_EXERCISE DETAILS_. Say how many lines contain the word "table". Only the number should be given.

### ROWS ###

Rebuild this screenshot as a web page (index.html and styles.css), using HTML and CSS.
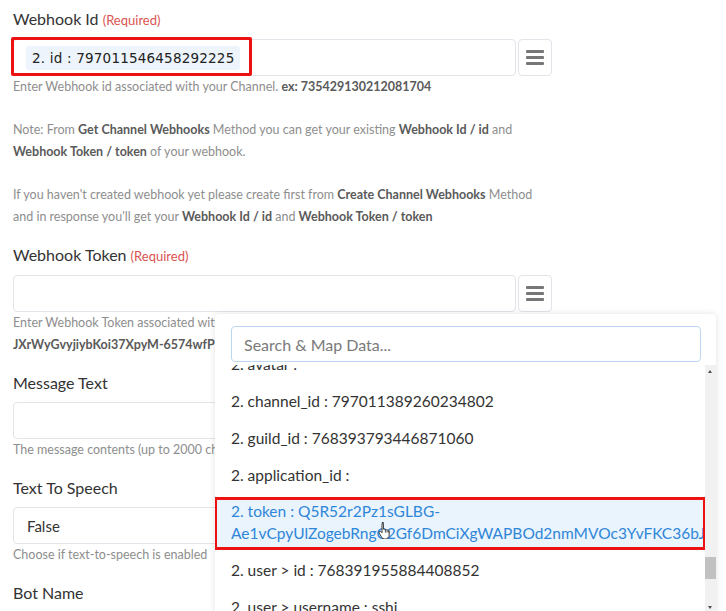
FILE: index.html
```html
<html>
  <head>
    <link rel="stylesheet" href="styles.css">
    <title>Map Data</title>
  </head>
  <body>
    <div id="form">
      <div class="field">
        <div class="label">Webhook Id <span class="required">(Required)</span></div>
        <div class="input_row">
          <div class="input marked">
            <span class="chip">2. id : 797011546458292225</span>
          </div>
          <div class="menu_button"><span></span><span></span><span></span></div>
        </div>
        <div class="help">Enter Webhook id associated with your Channel. <b>ex: 735429130212081704</b></div>
        <div class="note">
          Note: From <b>Get Channel Webhooks</b> Method you can get your existing <b>Webhook Id / id</b> and<br>
          <b>Webhook Token / token</b> of your webhook.
        </div>
        <div class="note">
          If you haven't created webhook yet please create first from <b>Create Channel Webhooks</b> Method<br>
          and in response you'll get your <b>Webhook Id / id</b> and <b>Webhook Token / token</b>
        </div>
      </div>
      <div class="field">
        <div class="label">Webhook Token <span class="required">(Required)</span></div>
        <div class="input_row">
          <div class="input"></div>
          <div class="menu_button"><span></span><span></span><span></span></div>
        </div>
        <div class="help">Enter Webhook Token associated with your Channel. ex:<br>
          <b>JXrWyGvyjiybKoi37XpyM-6574wfP_tQ5R52r2Pz1sGLBG</b></div>
      </div>
      <div class="field">
        <div class="label">Message Text</div>
        <div class="input_row">
          <div class="input"></div>
        </div>
        <div class="help">The message contents (up to 2000 characters)</div>
      </div>
      <div class="field">
        <div class="label">Text To Speech</div>
        <div class="input_row">
          <div class="input select">False</div>
        </div>
        <div class="help">Choose if text-to-speech is enabled</div>
      </div>
      <div class="field">
        <div class="label">Bot Name</div>
      </div>
    </div>

    <div id="map_dropdown">
      <div class="search_box">
        <div class="search">Search &amp; Map Data...</div>
      </div>
      <div class="list_wrap">
        <div class="list">
          <div class="items">
            <div class="item">2. avatar :</div>
            <div class="item">2. channel_id : 797011389260234802</div>
            <div class="item">2. guild_id : 768393793446871060</div>
            <div class="item">2. application_id :</div>
            <div class="item active">2. token : Q5R52r2Pz1sGLBG-Ae1vCpyUlZogebRngC2Gf6DmCiXgWAPBOd2nmMVOc3YvFKC36bJXrWyGvyjiyb
              <svg class="cursor" width="14" height="18" viewBox="0 0 14 18">
                <path d="M4 1.5c.8 0 1.4.6 1.4 1.4v5.3l.4-.1c.7-.2 1.4.2 1.6.8.5-.4 1.3-.3 1.7.2.5-.3 1.2-.2 1.6.3.3.2.5.6.5 1v3.6c0 2.2-1.7 4-3.900 4H6.6c-1.1 0-2.1-.5-2.8-1.4L1.3 12.2c-.4-.6-.3-1.3.2-1.7.5-.4 1.2-.3 1.6.2l.9 1V2.9c0-.8.6-1.4 1.4-1.4z" fill="#fff" stroke="#222" stroke-width="0.9"/>
                <path d="M7.4 9v2.6M9.1 9.4v2.2M10.7 9.8v1.8" stroke="#222" stroke-width="0.8"/>
              </svg>
            </div>
            <div class="item">2. user &gt; id : 768391955884408852</div>
            <div class="item">2. user &gt; username : sshi</div>
          </div>
          <div class="scrollbar">
            <div class="arrow up"></div>
            <div class="track"><div class="thumb"></div></div>
            <div class="arrow down"></div>
          </div>
        </div>
      </div>
    </div>
  </body>
</html>
```

FILE: styles.css
```css
html, body {
  margin:      0;
  color:       #333;
  font-family: Lato, "Open Sans", sans-serif;
  background:  #fff;
  overflow:    hidden;
}
body {
  padding: 8px 13px 0 13px;
  height:  611px;
  box-sizing: border-box;
}
#form {
  width: 539px;
}
.field {
  margin-bottom: 16px;
}
.label {
  font-size:     16px;
  line-height:   22px;
  margin-bottom: 8px;
}
.required {
  color:     #d9534f;
  font-size: 13px;
}
.input_row {
  display: flex;
  gap:     2px;
}
.input {
  flex:          1;
  height:        37px;
  box-sizing:    border-box;
  border:        1px solid #e3e3ea;
  border-radius: 4px;
  display:       flex;
  align-items:   center;
  padding:       0 12px;
}
.input.marked {
  position: relative;
}
.input.marked::after {
  content:   "";
  position:  absolute;
  left:      -3px;
  top:       -3px;
  width:     235px;
  height:    33px;
  border:    3px solid #ee1111;
  border-radius: 2px;
}
.chip {
  background:    #eef4fb;
  border-radius: 3px;
  padding:       4px 6px;
  font-family:   "DejaVu Sans", sans-serif;
  font-size:     13.5px;
  color:         #222;
  letter-spacing: 0.2px;
}
.select {
  font-size:   15px;
  padding-left: 13px;
}
.menu_button {
  width:          34px;
  height:         37px;
  box-sizing:     border-box;
  border:         1px solid #e3e3ea;
  border-radius:  4px;
  display:        flex;
  flex-direction: column;
  align-items:    center;
  justify-content: center;
  gap:            3px;
}
.menu_button span {
  width:         18px;
  height:        3px;
  background:    #777;
  border-radius: 1px;
}
.help {
  font-size:   12.5px;
  line-height: 22px;
  color:       #8e8e8e;
  white-space: nowrap;
  overflow:    hidden;
}
.help b, .note b {
  color: #5a5a5a;
}
.note {
  font-size:   12.5px;
  line-height: 22px;
  color:       #8e8e8e;
  margin-top:  21px;
  white-space: nowrap;
}

#map_dropdown {
  position:   absolute;
  left:       215px;
  top:        314px;
  width:      501px;
  height:     300px;
  background: #fff;
  box-shadow: 0 0 6px rgba(0, 0, 0, 0.12);
  border-radius: 4px 4px 0 0;
  display:    flex;
  flex-direction: column;
}
.search_box {
  padding: 12px 15px 3px 16px;
}
.search {
  height:        36px;
  box-sizing:    border-box;
  border:        1px solid #bcd7f1;
  border-radius: 4px;
  padding:       0 12px;
  display:       flex;
  align-items:   center;
  font-size:     16px;
  color:         #7a7a7a;
}
.list_wrap {
  flex:     1;
  overflow: hidden;
}
.list {
  display: flex;
  height:  100%;
}
.items {
  flex:       1;
  overflow:   hidden;
  margin-top: -20px;
}
.item {
  font-size:   15.5px;
  line-height: 22px;
  padding:     8px 16px 7px 16px;
  white-space: nowrap;
  overflow:    hidden;
}
.item.active {
  position:    relative;
  white-space: normal;
  background:  #e9f4fd;
  color:       #2f86d8;
  padding:     2px 16px 5px 16px;
  margin:      5px 0 2px 0;
  height:      44px;
  outline:     3px solid #ee1111;
  outline-offset: -2px;
}
.cursor {
  position: absolute;
  left:     163px;
  top:      23px;
}
.scrollbar {
  width:          11px;
  background:     #f1f1f1;
  display:        flex;
  flex-direction: column;
}
.arrow {
  height:   13px;
  position: relative;
}
.arrow::after {
  content:  "";
  position: absolute;
  left:     3px;
  border-left:  2.5px solid transparent;
  border-right: 2.5px solid transparent;
}
.arrow.up::after {
  top:           5px;
  border-bottom: 3px solid #505050;
}
.arrow.down::after {
  top:        5px;
  border-top: 3px solid #505050;
}
.track {
  flex:        1;
  padding-top: 179px;
}
.thumb {
  height:     22px;
  background: #c1c1c1;
}
```
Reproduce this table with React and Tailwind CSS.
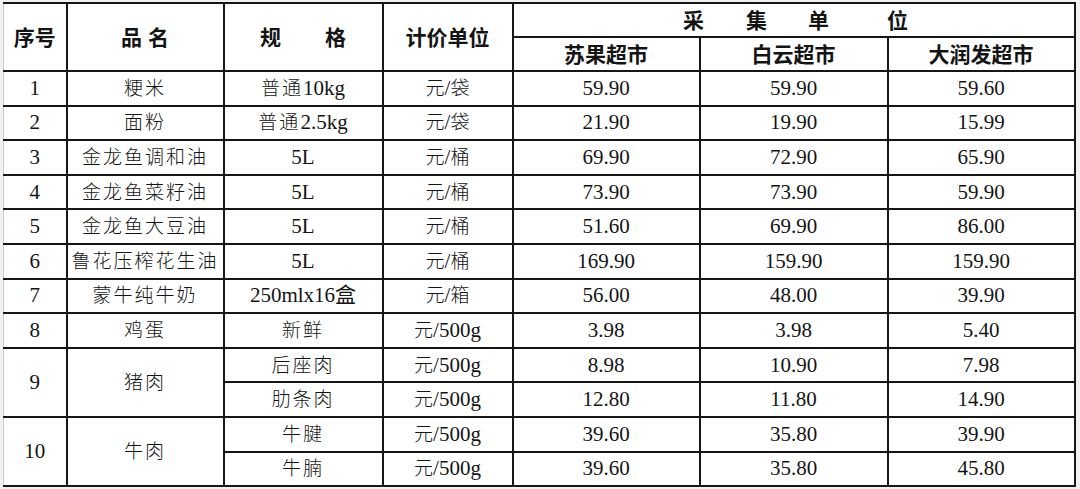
import React from "react";

const rows = [
  { no: "1", name: "粳米", spec: "普通10kg", unit: "元/袋", p: ["59.90", "59.90", "59.60"] },
  { no: "2", name: "面粉", spec: "普通2.5kg", unit: "元/袋", p: ["21.90", "19.90", "15.99"] },
  { no: "3", name: "金龙鱼调和油", spec: "5L", unit: "元/桶", p: ["69.90", "72.90", "65.90"] },
  { no: "4", name: "金龙鱼菜籽油", spec: "5L", unit: "元/桶", p: ["73.90", "73.90", "59.90"] },
  { no: "5", name: "金龙鱼大豆油", spec: "5L", unit: "元/桶", p: ["51.60", "69.90", "86.00"] },
  { no: "6", name: "鲁花压榨花生油", spec: "5L", unit: "元/桶", p: ["169.90", "159.90", "159.90"] },
  { no: "7", name: "蒙牛纯牛奶", spec: "250mlx16盒", unit: "元/箱", p: ["56.00", "48.00", "39.90"] },
  { no: "8", name: "鸡蛋", spec: "新鲜", unit: "元/500g", p: ["3.98", "3.98", "5.40"] },
];

const groups = [
  {
    no: "9",
    name: "猪肉",
    items: [
      { spec: "后座肉", unit: "元/500g", p: ["8.98", "10.90", "7.98"] },
      { spec: "肋条肉", unit: "元/500g", p: ["12.80", "11.80", "14.90"] },
    ],
  },
  {
    no: "10",
    name: "牛肉",
    items: [
      { spec: "牛腱", unit: "元/500g", p: ["39.60", "35.80", "39.90"] },
      { spec: "牛腩", unit: "元/500g", p: ["39.60", "35.80", "45.80"] },
    ],
  },
];

const th = "border-2 border-[#161616] text-center align-middle font-bold text-[21px] text-[#141414] p-0";
const td = "border-2 border-[#161616] text-center align-middle text-[21px] text-[#141414] p-0 leading-none";
const cn = "tracking-[2px] text-[19px] font-light";
const edge = "border-l border-l-[#c9c9c9]";

const Prices = ({ p }) =>
  p.map((v, i) => (
    <td key={i} className={td}>
      {v}
    </td>
  ));

// 规格 cell: Chinese part in CJK spacing, latin part plain
const Spec = ({ spec }) => {
  if (spec.startsWith("普通")) {
    return (
      <>
        <span className={cn}>普通</span>
        {spec.slice(2)}
      </>
    );
  }
  if (/[a-zA-Z0-9]/.test(spec)) return spec;
  return <span className={cn}>{spec}</span>;
};

// 计价单位: 元 / 单位
const Unit = ({ unit }) => {
  const rest = unit.slice(2);
  const latin = /[0-9a-z]/.test(rest);
  return (
    <>
      <span className="text-[19px] font-light">元</span>/
      <span className={latin ? "" : "text-[19px] font-light"}>{rest}</span>
    </>
  );
};

export default function App() {
  return (
    <div className="w-[1080px] h-[489px] bg-[#f1f1f1] overflow-hidden pl-[3px] pt-[2px]">
      <table
        className="table-fixed border-collapse w-[1071px] bg-white"
        style={{ fontFamily: '"Liberation Serif", "Noto Sans CJK SC", serif' }}
      >
        <colgroup>
          <col className="w-[63px]" />
          <col className="w-[157px]" />
          <col className="w-[159px]" />
          <col className="w-[130px]" />
          <col className="w-[187px]" />
          <col className="w-[188px]" />
          <col className="w-[187px]" />
        </colgroup>
        <thead style={{ fontFamily: '"Noto Sans CJK SC", sans-serif' }}>
          <tr className="h-[34px]">
            <th rowSpan={2} className={`${th} ${edge}`}>序号</th>
            <th rowSpan={2} className={th}>
              <span className="tracking-[6px] pl-[6px]">品名</span>
            </th>
            <th rowSpan={2} className={th}>
              <div className="flex justify-center gap-[44px]">
                <span>规</span>
                <span>格</span>
              </div>
            </th>
            <th rowSpan={2} className={th}>计价单位</th>
            <th colSpan={3} className={th}>
              <div className="flex justify-center pl-[4px]">
                <span>采</span>
                <span className="ml-[42px]">集</span>
                <span className="ml-[41px]">单</span>
                <span className="ml-[58px]">位</span>
              </div>
            </th>
          </tr>
          <tr className="h-[34px]">
            <th className={th}>苏果超市</th>
            <th className={th}>白云超市</th>
            <th className={th}>大润发超市</th>
          </tr>
        </thead>
        <tbody>
          {rows.map((r) => (
            <tr key={r.no} className="h-[34.6px]">
              <td className={`${td} ${edge}`}>{r.no}</td>
              <td className={td}>
                <span className={cn}>{r.name}</span>
              </td>
              <td className={td}>
                <Spec spec={r.spec} />
              </td>
              <td className={td}>
                <Unit unit={r.unit} />
              </td>
              <Prices p={r.p} />
            </tr>
          ))}
          {groups.map((g) =>
            g.items.map((it, i) => (
              <tr key={g.no + i} className="h-[34.6px]">
                {i === 0 && (
                  <>
                    <td rowSpan={2} className={`${td} ${edge}`}>{g.no}</td>
                    <td rowSpan={2} className={td}>
                      <span className={cn}>{g.name}</span>
                    </td>
                  </>
                )}
                <td className={td}>
                  <Spec spec={it.spec} />
                </td>
                <td className={td}>
                  <Unit unit={it.unit} />
                </td>
                <Prices p={it.p} />
              </tr>
            ))
          )}
        </tbody>
      </table>
    </div>
  );
}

###

_ANSWER TO THE PROBLEM_. 4